■ Stated problem:
Quote the whole listing exactly. Leave the pictures out of your copy.

■ Information supplied:
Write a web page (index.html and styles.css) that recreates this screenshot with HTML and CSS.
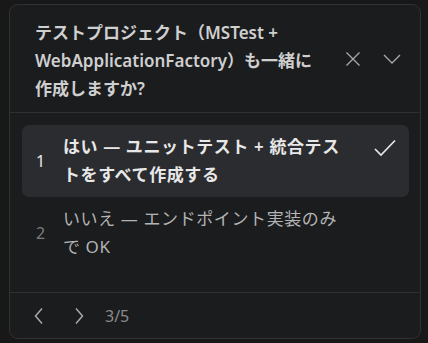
FILE: index.html
```html
<!DOCTYPE html>
<html lang="ja">
<head>
  <meta charset="UTF-8">
  <title>Question</title>
  <link rel="stylesheet" href="styles.css">
</head>
<body>
  <div class="ask">
    <div class="ask__head">
      <h2 class="ask__title">テストプロジェクト（MSTest + WebApplicationFactory）も一緒に作成しますか?</h2>
      <div class="ask__tools">
        <button class="icon-btn" title="閉じる">
          <svg width="16" height="16" viewBox="0 0 16 16"><path d="M1.5 1.5l13 13M14.5 1.5l-13 13" stroke="currentColor" stroke-width="1.3" fill="none"/></svg>
        </button>
        <button class="icon-btn" title="折りたたむ">
          <svg width="18" height="16" viewBox="0 0 18 16"><path d="M1 4l8 8 8-8" stroke="currentColor" stroke-width="1.3" fill="none"/></svg>
        </button>
      </div>
    </div>

    <ul class="options">
      <li class="option option--active">
        <span class="option__num">1</span>
        <span class="option__text">はい — ユニットテスト + 統合テストをすべて作成する</span>
        <svg class="option__check" width="22" height="20" viewBox="0 0 22 20"><path d="M1 11l6 6L21 2.5" stroke="currentColor" stroke-width="1.7" fill="none"/></svg>
      </li>
      <li class="option">
        <span class="option__num">2</span>
        <span class="option__text">いいえ — エンドポイント実装のみで OK</span>
      </li>
    </ul>

    <div class="ask__foot">
      <button class="icon-btn">
        <svg width="16" height="18" viewBox="0 0 16 18"><path d="M11 1.5L4.5 9l6.5 7.5" stroke="currentColor" stroke-width="1.5" fill="none"/></svg>
      </button>
      <button class="icon-btn">
        <svg width="16" height="18" viewBox="0 0 16 18"><path d="M5 1.5L11.5 9 5 16.5" stroke="currentColor" stroke-width="1.5" fill="none"/></svg>
      </button>
      <span class="ask__page">3/5</span>
    </div>
  </div>
</body>
</html>
```

FILE: styles.css
```css
html {
  box-sizing: border-box;
  background: #181818;
}

*, *:before, *:after {
  box-sizing: inherit;
}

body {
  margin: 0;
  padding: 4px 7px 4px 9px;
  font-family: "Noto Sans", "Noto Sans CJK JP", sans-serif;
  color: #cccccc;
}

.ask {
  height: 335px;
  border: 1px solid #303133;
  border-radius: 9px;
  background: #1b1c1e;
  display: flex;
  flex-direction: column;
}

.ask__head {
  display: flex;
  align-items: center;
  padding: 14px 16px 9px 25px;
  border-bottom: 1px solid #2f3032;
}

.ask__title {
  flex: 1;
  margin: 0;
  max-width: 284px;
  font-size: 17px;
  line-height: 28px;
  font-weight: 600;
  color: #cfcfcf;
}

.ask__tools {
  display: flex;
  gap: 15px;
  margin-left: auto;
  margin-top: -4px;
}

.icon-btn {
  background: none;
  border: 0;
  padding: 0;
  width: 24px;
  height: 24px;
  display: flex;
  align-items: center;
  justify-content: center;
  color: #a8a8a8;
  cursor: pointer;
}

.options {
  list-style: none;
  margin: 0;
  padding: 12px 11px 0 12px;
  flex: 1;
}

.option {
  display: flex;
  align-items: center;
  padding: 8px 13px 8px 0;
  border-radius: 7px;
  font-size: 17px;
  line-height: 28px;
  color: #b4b4b4;
}

.option--active {
  background: #2b2c2f;
  color: #e8e8e8;
  font-weight: 600;
}

.option__num {
  width: 41px;
  padding-left: 14px;
  color: #7c7c7c;
  font-size: 16px;
  font-weight: 400;
  flex: none;
}

.option--active .option__num {
  color: #e8e8e8;
}

.option__text {
  flex: 1;
  max-width: 284px;
  letter-spacing: 0.6px;
}

.option__check {
  align-self: flex-start;
  margin: 5px 0 0 auto;
  color: #e6e6e6;
}

.ask__foot {
  display: flex;
  align-items: center;
  gap: 16px;
  height: 46px;
  padding: 0 0 0 17px;
  border-top: 1px solid #2f3032;
}

.ask__page {
  color: #8a8a8a;
  font-size: 16px;
  margin-left: -2px;
}
```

■ Task result:
Write a web page (index.html and styles.css) that recreates this screenshot with HTML and CSS.
FILE: index.html
```html
<!DOCTYPE html>
<html lang="ja">
<head>
  <meta charset="UTF-8">
  <title>Question</title>
  <link rel="stylesheet" href="styles.css">
</head>
<body>
  <div class="ask">
    <div class="ask__head">
      <h2 class="ask__title">テストプロジェクト（MSTest + WebApplicationFactory）も一緒に作成しますか?</h2>
      <div class="ask__tools">
        <button class="icon-btn" title="閉じる">
          <svg width="16" height="16" viewBox="0 0 16 16"><path d="M1.5 1.5l13 13M14.5 1.5l-13 13" stroke="currentColor" stroke-width="1.3" fill="none"/></svg>
        </button>
        <button class="icon-btn" title="折りたたむ">
          <svg width="18" height="16" viewBox="0 0 18 16"><path d="M1 4l8 8 8-8" stroke="currentColor" stroke-width="1.3" fill="none"/></svg>
        </button>
      </div>
    </div>

    <ul class="options">
      <li class="option option--active">
        <span class="option__num">1</span>
        <span class="option__text">はい — ユニットテスト + 統合テストをすべて作成する</span>
        <svg class="option__check" width="22" height="20" viewBox="0 0 22 20"><path d="M1 11l6 6L21 2.5" stroke="currentColor" stroke-width="1.7" fill="none"/></svg>
      </li>
      <li class="option">
        <span class="option__num">2</span>
        <span class="option__text">いいえ — エンドポイント実装のみで OK</span>
      </li>
    </ul>

    <div class="ask__foot">
      <button class="icon-btn">
        <svg width="16" height="18" viewBox="0 0 16 18"><path d="M11 1.5L4.5 9l6.5 7.5" stroke="currentColor" stroke-width="1.5" fill="none"/></svg>
      </button>
      <button class="icon-btn">
        <svg width="16" height="18" viewBox="0 0 16 18"><path d="M5 1.5L11.5 9 5 16.5" stroke="currentColor" stroke-width="1.5" fill="none"/></svg>
      </button>
      <span class="ask__page">3/5</span>
    </div>
  </div>
</body>
</html>
```

FILE: styles.css
```css
html {
  box-sizing: border-box;
  background: #181818;
}

*, *:before, *:after {
  box-sizing: inherit;
}

body {
  margin: 0;
  padding: 4px 7px 4px 9px;
  font-family: "Noto Sans", "Noto Sans CJK JP", sans-serif;
  color: #cccccc;
}

.ask {
  height: 335px;
  border: 1px solid #303133;
  border-radius: 9px;
  background: #1b1c1e;
  display: flex;
  flex-direction: column;
}

.ask__head {
  display: flex;
  align-items: center;
  padding: 14px 16px 9px 25px;
  border-bottom: 1px solid #2f3032;
}

.ask__title {
  flex: 1;
  margin: 0;
  max-width: 284px;
  font-size: 17px;
  line-height: 28px;
  font-weight: 600;
  color: #cfcfcf;
}

.ask__tools {
  display: flex;
  gap: 15px;
  margin-left: auto;
  margin-top: -4px;
}

.icon-btn {
  background: none;
  border: 0;
  padding: 0;
  width: 24px;
  height: 24px;
  display: flex;
  align-items: center;
  justify-content: center;
  color: #a8a8a8;
  cursor: pointer;
}

.options {
  list-style: none;
  margin: 0;
  padding: 12px 11px 0 12px;
  flex: 1;
}

.option {
  display: flex;
  align-items: center;
  padding: 8px 13px 8px 0;
  border-radius: 7px;
  font-size: 17px;
  line-height: 28px;
  color: #b4b4b4;
}

.option--active {
  background: #2b2c2f;
  color: #e8e8e8;
  font-weight: 600;
}

.option__num {
  width: 41px;
  padding-left: 14px;
  color: #7c7c7c;
  font-size: 16px;
  font-weight: 400;
  flex: none;
}

.option--active .option__num {
  color: #e8e8e8;
}

.option__text {
  flex: 1;
  max-width: 284px;
  letter-spacing: 0.6px;
}

.option__check {
  align-self: flex-start;
  margin: 5px 0 0 auto;
  color: #e6e6e6;
}

.ask__foot {
  display: flex;
  align-items: center;
  gap: 16px;
  height: 46px;
  padding: 0 0 0 17px;
  border-top: 1px solid #2f3032;
}

.ask__page {
  color: #8a8a8a;
  font-size: 16px;
  margin-left: -2px;
}
```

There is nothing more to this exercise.